At a press conference Tuesday, in advance of an event commemorating fallen Druze soldiers, Pardo made a number of interesting comments.
Responding to a question about threats facing Israel, Pardo refuted the argument that Iran remains an existential threat to Israel. He said:
I don’t think there is an external existential threat at the moment. I’ve said this more than two or three times. I’ve said it openly and clearly when I’ve been asked. I don’t think one exists.
Rather, Pardo argued that Israel’s greatest threats are its internal divisions. He also had some tough words for Avigdor Lieberman’s analogy between the Iran deal and the Munich pact, stating that the comparison was like comparing “zucchinis and pears.” He added that “What happened at the end of the 1930s is different from what is happening today. History does not repeat itself [in such a way that justifies] such an analogy.”
Finally, Pardo called on Prime Minister Netanyahu to do more to advance a two-state solution. He noted that Netanyahu “has endorsed the idea of Palestinian independence and called on the Israeli leader to “follow that path.” He went on to say that without a solution “[Israel] will never be able to achieve normalization with our neighbors.”
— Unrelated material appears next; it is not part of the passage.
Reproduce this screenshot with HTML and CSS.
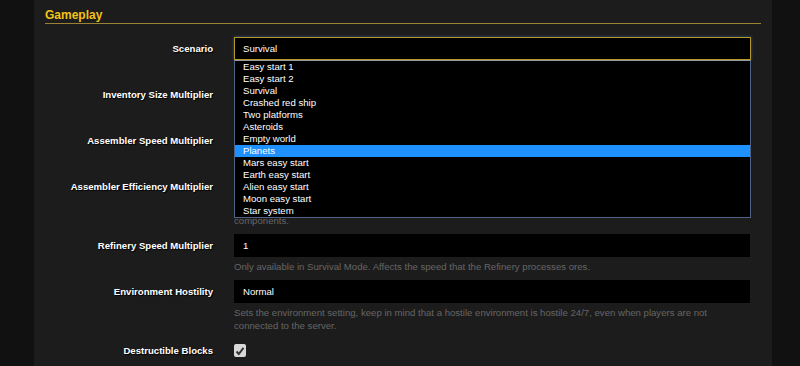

Pardo’s comments track closely with statements from other Israeli security experts, a phenomenon that Israeli Member of Knesset Nachman Shai tied to the growing gap between Israel’s security establishment and government:
“The former Mossad chief is breaking the silence and revealing, like his predecessors in the Shin Bet and the Mossad, that the dangers posed from within are more serious than external threats.
Pardo joins a long line of gatekeepers and senior security officials pointing to the grim reality that the State of Israel is in nowadays and to the internal dangers lying in wait for it. Citizen Netanyahu should take notice.”
Reading this latest example, I find myself asking, once again, what it’s going to take to get Israel’s government to act on the advice of its military experts. Troublingly, Pardo’s announcement coincided with a New York Times’ story about Israel’s ongoing practice of quietly legalizing illegal outposts in the West Bank, which feeds into a larger plan to undercut the possibility of a Palestinian state by destroying the prospects for territorial contiguity.
This doesn’t just break Israeli and international law, make life even harder for Palestinians and threaten a two-state solution, it directly contradicts advice from Israel’s leading security experts. A recent poll found that despite the immense challenges on the ground, most Israelis and Palestinians continue to support a two-state solution. They share that perspective with American Jews, the international community and Israel’s military establishment. Israel’s government and the radical settler minority stand isolated in their opposition to it. And yet, they refuse to budge.
Pardo added that he remains optimistic about Israel’s future “for the sake of our children and grandchildren.” If Israel’s government remains obstinate, the pro-Israel community must reckon with their responsibility in advancing the two-state solution and securing Pardo’s optimistic vision the next generation.